:: Task instructions ::
Could you copy every line from the material below in which "components" appears?
▼▼▼
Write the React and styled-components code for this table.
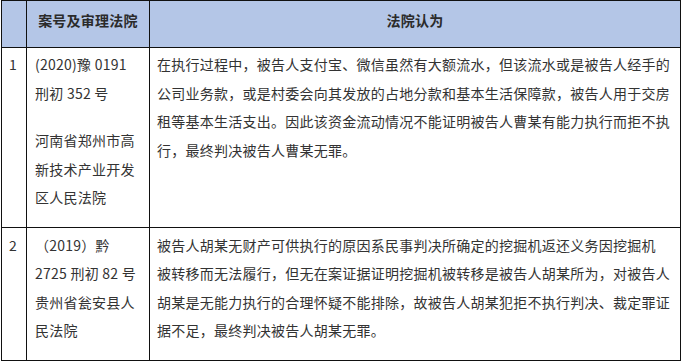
import React from "react"
import styled, { createGlobalStyle } from "styled-components"

const GlobalStyle = createGlobalStyle`
  html, body {
    margin: 0;
    padding: 0;
    background: #ffffff;
  }
  body {
    font-family: "Noto Sans CJK SC", "Liberation Sans", sans-serif;
    color: #333333;
  }
`

const Table = styled.div`
  display: grid;
  grid-template-columns: 25px 123px 531px;
  width: fit-content;
  margin-left: 1px;
  border-top: 1px solid #111;
  border-left: 1px solid #111;
  font-size: 14px;
  letter-spacing: 0.25px;
  line-height: 28.5px;
`

const HeadCell = styled.div`
  background: #b4c6e7;
  border-right: 1px solid #111;
  border-bottom: 1px solid #111;
  height: 47px;
  padding-top: 5px;
  box-sizing: border-box;
  text-align: center;
  font-weight: 700;
  line-height: 28px;
  color: #2b2b2b;
`

const Cell = styled.div`
  border-right: 1px solid #111;
  border-bottom: 1px solid #111;
  padding: ${({ $top }) => $top}px 6px 15px ${({ $left }) => $left}px;
  box-sizing: border-box;
  min-width: 0;
`

const Para = styled.div`
  & + & {
    margin-top: 19px;
  }
`

const Line = styled.div`
  white-space: nowrap;
`

const rows = [
  {
    no: "1",
    top: 2,
    court: [
      ["(2020)豫 0191", "刑初 352 号"],
      ["河南省郑州市高", "新技术产业开发", "区人民法院"],
    ],
    opinion: [
      "在执行过程中，被告人支付宝、微信虽然有大额流水，但该流水或是被告人经手的",
      "公司业务款，或是村委会向其发放的占地分款和基本生活保障款，被告人用于交房",
      "租等基本生活支出。因此该资金流动情况不能证明被告人曹某有能力执行而拒不执",
      "行，最终判决被告人曹某无罪。",
    ],
  },
  {
    no: "2",
    top: 3,
    court: [["（2019）黔", "2725 刑初 82 号", "贵州省瓮安县人", "民法院"]],
    opinion: [
      "被告人胡某无财产可供执行的原因系民事判决所确定的挖掘机返还义务因挖掘机",
      "被转移而无法履行，但无在案证据证明挖掘机被转移是被告人胡某所为，对被告人",
      "胡某是无能力执行的合理怀疑不能排除，故被告人胡某犯拒不执行判决、裁定罪证",
      "据不足，最终判决被告人胡某无罪。",
    ],
  },
]

export default function App() {
  return (
    <>
      <GlobalStyle />
      <Table>
        <HeadCell />
        <HeadCell>案号及审理法院</HeadCell>
        <HeadCell>法院认为</HeadCell>

        {rows.map((row) => (
          <React.Fragment key={row.no}>
            <Cell $top={row.top} $left={7}>
              <Line>{row.no}</Line>
            </Cell>
            <Cell $top={row.top} $left={8}>
              {row.court.map((para, i) => (
                <Para key={i}>
                  {para.map((text) => (
                    <Line key={text}>{text}</Line>
                  ))}
                </Para>
              ))}
            </Cell>
            <Cell $top={row.top} $left={7}>
              {row.opinion.map((text) => (
                <Line key={text}>{text}</Line>
              ))}
            </Cell>
          </React.Fragment>
        ))}
      </Table>
    </>
  )
}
▲▲▲
:: Output ::
Write the React and styled-components code for this table.
import styled, { createGlobalStyle } from "styled-components"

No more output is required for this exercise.